The term is still often used outside of the arts to denote when someone has perfected an activity to a very high level of skill. For example, one might metaphorically say that "Pelé took football to the level of a fine art."
That fine art is seen as being distinct from applied arts is largely the result of an issue raised in Britain by the conflict between the followers of the Arts and Crafts Movement, including William Morris, and the early modernists, including Virginia Woolf and the Bloomsbury Group. The former sought to bring socialist principles to bear on the arts by including the more commonplace crafts of the masses within the realm of the arts, while the modernists sought to keep artistic endeavor as exclusive and esoteric.

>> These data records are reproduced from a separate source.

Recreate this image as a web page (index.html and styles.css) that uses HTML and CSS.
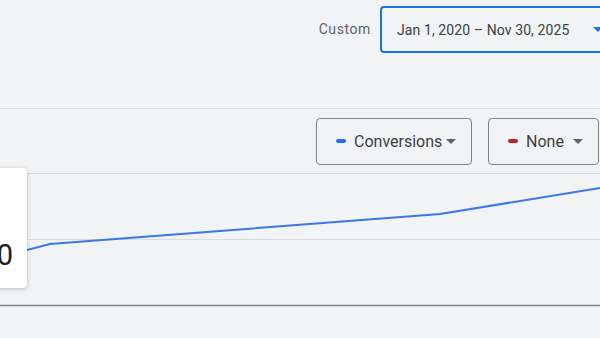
FILE: index.html
```html
<!DOCTYPE html>
<html lang="en">
<head>
    <meta charset="UTF-8">
    <meta name="viewport" content="width=device-width, initial-scale=1.0">
    <title>Conversions report</title>
    <link rel="stylesheet" href="styles.css">
</head>
<body>
    <div class="topbar">
        <span class="range-label">Custom</span>
        <div class="date-picker">
            <span>Jan 1, 2020 – Nov 30, 2025</span>
            <span class="caret caret-blue"></span>
        </div>
    </div>

    <div class="chart-panel">
        <div class="controls">
            <div class="metric-select">
                <span class="swatch swatch-blue"></span>
                <span>Conversions</span>
                <span class="caret"></span>
            </div>
            <div class="metric-select metric-none">
                <span class="swatch swatch-red"></span>
                <span>None</span>
                <span class="caret"></span>
            </div>
        </div>

        <div class="chart">
            <svg class="plot" width="600" height="166" viewBox="0 0 600 166">
                <line x1="0" y1="0.5" x2="600" y2="0.5" class="grid"/>
                <line x1="0" y1="66.5" x2="600" y2="66.5" class="grid"/>
                <line x1="0" y1="132.5" x2="600" y2="132.5" class="axis"/>
                <polyline class="series" points="0,84 50,71 440,41 600,15"/>
            </svg>
            <div class="tooltip">
                <span class="tooltip-value">0</span>
            </div>
        </div>
    </div>
</body>
</html>
```

FILE: styles.css
```css
body {
    margin: 0;
    width: 600px;
    height: 338px;
    overflow: hidden;
    background-color: #f1f3f4;
    font-family: Roboto, "Liberation Sans", sans-serif;
    color: #3c4043;
}
.topbar {
    height: 109px;
    display: flex;
    justify-content: flex-end;
    align-items: flex-start;
    gap: 9px;
    padding-top: 6px;
    box-sizing: border-box;
    border-bottom: 1px solid #dadce0;
    margin-right: -40px;
}
.range-label {
    margin-top: 15px;
    font-size: 14px;
    letter-spacing: 0.6px;
    color: #5f6368;
}
.date-picker {
    width: 260px;
    height: 47px;
    box-sizing: border-box;
    border: 2px solid #1a73e8;
    border-radius: 4px;
    display: flex;
    align-items: center;
    gap: 24px;
    padding-left: 15px;
    font-size: 14px;
    letter-spacing: 0.1px;
    flex-shrink: 0;
}
.caret {
    width: 0;
    height: 0;
    border-left: 5px solid transparent;
    border-right: 5px solid transparent;
    border-top: 5px solid #5f6368;
}
.caret-blue {
    border-top-color: #1a73e8;
}
.controls {
    height: 64px;
    display: flex;
    justify-content: flex-end;
    align-items: center;
    gap: 16px;
    padding-right: 1px;
}
.metric-select {
    width: 156px;
    height: 47px;
    box-sizing: border-box;
    border: 1px solid #80868b;
    border-radius: 4px;
    display: flex;
    align-items: center;
    padding-left: 19px;
    font-size: 16px;
}
.metric-select .caret {
    margin-left: auto;
    margin-right: 15px;
}
.metric-none {
    width: 111px;
}
.swatch {
    width: 10px;
    height: 4px;
    border-radius: 2px;
    margin-right: 8px;
}
.swatch-blue {
    background-color: #1a73e8;
}
.swatch-red {
    background-color: #c5221f;
}
.chart {
    position: relative;
    height: 166px;
}
.plot {
    display: block;
}
.grid {
    stroke: #dadce0;
    stroke-width: 1;
}
.axis {
    stroke: #80868b;
    stroke-width: 1.5;
}
.series {
    fill: none;
    stroke: #3b78e7;
    stroke-width: 2;
}
.tooltip {
    position: absolute;
    left: -60px;
    top: -5px;
    width: 87px;
    height: 120px;
    box-sizing: border-box;
    background: #fff;
    border-radius: 4px;
    box-shadow: 0 1px 4px rgba(60, 64, 67, 0.3);
    display: flex;
    justify-content: flex-end;
    align-items: flex-end;
    padding: 0 14px 18px 0;
}
.tooltip-value {
    font-size: 29px;
    line-height: 1;
    color: #202124;
}
```
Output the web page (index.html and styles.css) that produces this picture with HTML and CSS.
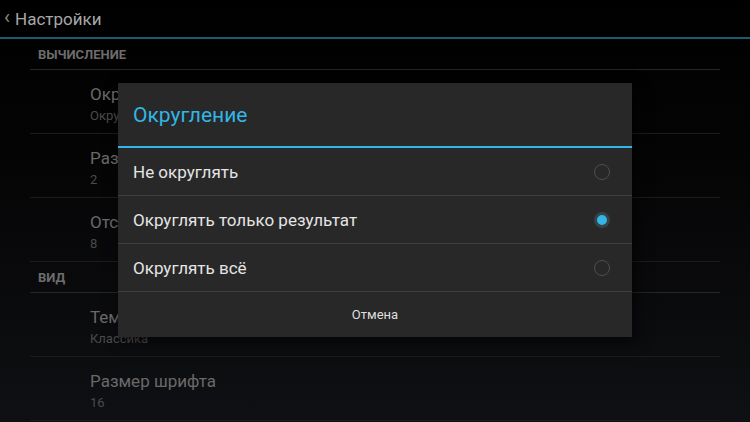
FILE: index.html
```html
<!DOCTYPE html>
<html lang="ru">

<head>
    <meta charset="UTF-8">
    <meta name="viewport" content="width=device-width, initial-scale=1.0">
    <title>Настройки</title>
    <link rel="stylesheet" href="styles.css">
</head>

<body>
    <div class="screen">
        <div class="bar">
            <span class="back">&#x2039;</span>
            <span class="bar-title">Настройки</span>
        </div>
        <ul class="prefs">
            <li class="cat">ВЫЧИСЛЕНИЕ</li>
            <li class="pref">
                <div class="pref-title">Округление</div>
                <div class="pref-sum">Округлять только результат</div>
            </li>
            <li class="pref">
                <div class="pref-title">Разрядность</div>
                <div class="pref-sum">2</div>
            </li>
            <li class="pref">
                <div class="pref-title">Отступ</div>
                <div class="pref-sum">8</div>
            </li>
            <li class="cat">ВИД</li>
            <li class="pref">
                <div class="pref-title">Тема</div>
                <div class="pref-sum">Классика</div>
            </li>
            <li class="pref">
                <div class="pref-title">Размер шрифта</div>
                <div class="pref-sum">16</div>
            </li>
        </ul>

        <div class="dialog">
            <div class="dialog-title">Округление</div>
            <ul class="choices">
                <li><span>Не округлять</span><i class="radio"></i></li>
                <li><span>Округлять только результат</span><i class="radio on"></i></li>
                <li><span>Округлять всё</span><i class="radio"></i></li>
            </ul>
            <div class="dialog-btn">Отмена</div>
        </div>
    </div>
</body>

</html>
```

FILE: styles.css
```css
body,
ul,
li {
    margin: 0;
    padding: 0;
    list-style: none;
}

body {
    background: #000;
    font-family: Roboto, "Noto Sans", sans-serif;
}

.screen {
    position: relative;
    width: 750px;
    height: 422px;
    overflow: hidden;
    background: linear-gradient(#000 0%, #050506 40%, #0f1013 100%);
}

.bar {
    height: 37px;
    display: flex;
    align-items: center;
    border-bottom: 2px solid #1d5a70;
    color: #a8a8a8;
}

.back {
    font-size: 20px;
    color: #8a8a8a;
    margin: -3px 5px 0 4px;
}

.bar-title {
    font-size: 17px;
}

.prefs {
    margin: 0 30px;
}

.cat {
    height: 30px;
    line-height: 32px;
    padding-left: 8px;
    font-size: 13px;
    font-weight: bold;
    color: #6c6c6c;
    border-bottom: 1px solid #262626;
}

.pref {
    height: 50px;
    padding: 13px 0 0 60px;
    border-bottom: 1px solid #1c1c1e;
}

.pref-title {
    font-size: 17px;
    line-height: 22px;
    color: #696969;
}

.pref-sum {
    font-size: 13px;
    line-height: 21px;
    color: #4b4b4b;
}

.dialog {
    position: absolute;
    left: 118px;
    top: 83px;
    width: 514px;
    height: 254px;
    background: #282828;
    box-shadow: 4px 4px 14px rgba(0, 0, 0, 0.6);
}

.dialog-title {
    height: 63px;
    line-height: 64px;
    padding-left: 15px;
    font-size: 21px;
    color: #33b5e5;
    border-bottom: 2px solid #33b5e5;
}

.choices li {
    height: 47px;
    display: flex;
    align-items: center;
    justify-content: space-between;
    padding: 0 22px 0 15px;
    font-size: 17px;
    color: #e4e4e4;
    border-bottom: 1px solid #3e3e3e;
}

.radio {
    width: 14px;
    height: 14px;
    border-radius: 50%;
    border: 1.5px solid #4e4e4e;
}

.radio.on {
    width: 10px;
    height: 10px;
    background: #33b5e5;
    border: 3.5px solid #364248;
}

.dialog-btn {
    height: 45px;
    line-height: 45px;
    text-align: center;
    font-size: 13px;
    color: #dedede;
}
```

Confusion often occurs when people mistakenly refer to the Fine Arts but mean the Performing Arts (Music, Dance, Drama, etc). However, there is some disagreement here, as, for example, at York University, Fine Arts is a faculty that includes the "traditional" fine arts, design, and the "Performing Arts". Furthermore, creative writing is frequently considered a fine art as well.
Two dimensional work
Illustration
An illustration is a visualization such as a drawing, painting, photograph or other work of art that stresses subject more than form. The aim of an illustration is to elucidate or decorate textual information (such as a story, poem or newspaper article) by providing a visual representation.
Painting and drawing
Drawing is a form of visual expression and is one of the major forms within the visual arts. Common instruments include graphite pencils, pen and ink, inked brushes, wax color pencils, crayons, charcoals, chalk, pastels, markers, stylus, or various metals like silverpoint. There are a number of subcategories of drawing, including cartooning. Certain drawing methods or approaches, such as "doodling" and other informal kinds of drawing such as drawing in the fog a shower leaves on a bathroom mirror, or the surrealist method of "entopic graphomania," in which dots are made at the sites of impurities in a blank sheet of paper, and lines are then made between the dots, may or may not be considered as part of "drawing" as a "fine art."
Comics are a graphic medium in which images are utilised in order to convey a sequential narrative. Comics are typically seen as a low art, although there are a few exceptions, such as Krazy Kat and Barnaby. In the late 20th and early 21st century there has been a movement to rehabilitate the medium.
Printmaking and imaging
Printmaking is the process of making artworks by printing, normally on paper. Except in the case of monotyping, the process is capable of producing multiples of the same piece, which is called a print. Each piece is not a copy but an original since it is not a reproduction of another work of art and is technically known as an impression. Painting or drawing, on the other hand, create a unique original piece of artwork. Prints are created from a single original surface, known technically as a matrix. Common types of matrices include: plates of metal, usually copper or zinc for engraving or etching; stone, used for lithography; blocks of wood for woodcuts, linoleum for linocuts and fabric plates for screen-printing. But there are many other kinds, discussed below. Works printed from a single plate create an edition, in modern times usually each signed and numbered to form a limited edition. Prints may also be published in book form, as artist's books. A single print could be the product of one or multiple techniques.
Photography
Fine Art Photography refers to photographs that are created to fulfill the creative vision of the artist. Fine art photography stands in contrast to photojournalism and commercial photography. Photojournalism provides visual support for stories, mainly in the print media. Fine art photography is created primarily as an expression of the artist’s vision, but has also been important in advancing certain causes. The work of Ansel Adams' in Yosemite and Yellowstone provides an example. Adams is one of the most widely recognized fine art photographers of the 20th century, and was an avid promoter of conservation. While his primary focus was on photography as art, his work raised public awareness of the beauty of the Sierra Nevada mountains and helped to build political support for their protection.
Sculpture
Sculpture is three-dimensional artwork created by shaping hard or plastic material, commonly stone (either rock or marble), metal, or wood. Some sculptures are created directly by carving; others are assembled, built up and fired, welded, molded, or cast. Because sculpture involves the use of materials that can be moulded or modulated, it is considered one of the plastic arts. The majority of public art is sculpture. Many sculptures together in a garden setting may be referred to as a sculpture garden.
Conceptual Art
Conceptual art is art in which the concept(s) or idea(s) involved in the work take precedence over traditional aesthetic and material concerns. The inception of the term in the 1960s referred to a strict and focused practice of idea-based art that often defied traditional visual criteria associated with the visual arts in its presentation as text. However, through its association with the Young British Artists and the Turner Prize during the 1990s, its popular usage, particularly in the UK, developed as a synonym for all contemporary art that does not practise the traditional skills of painting and sculpture.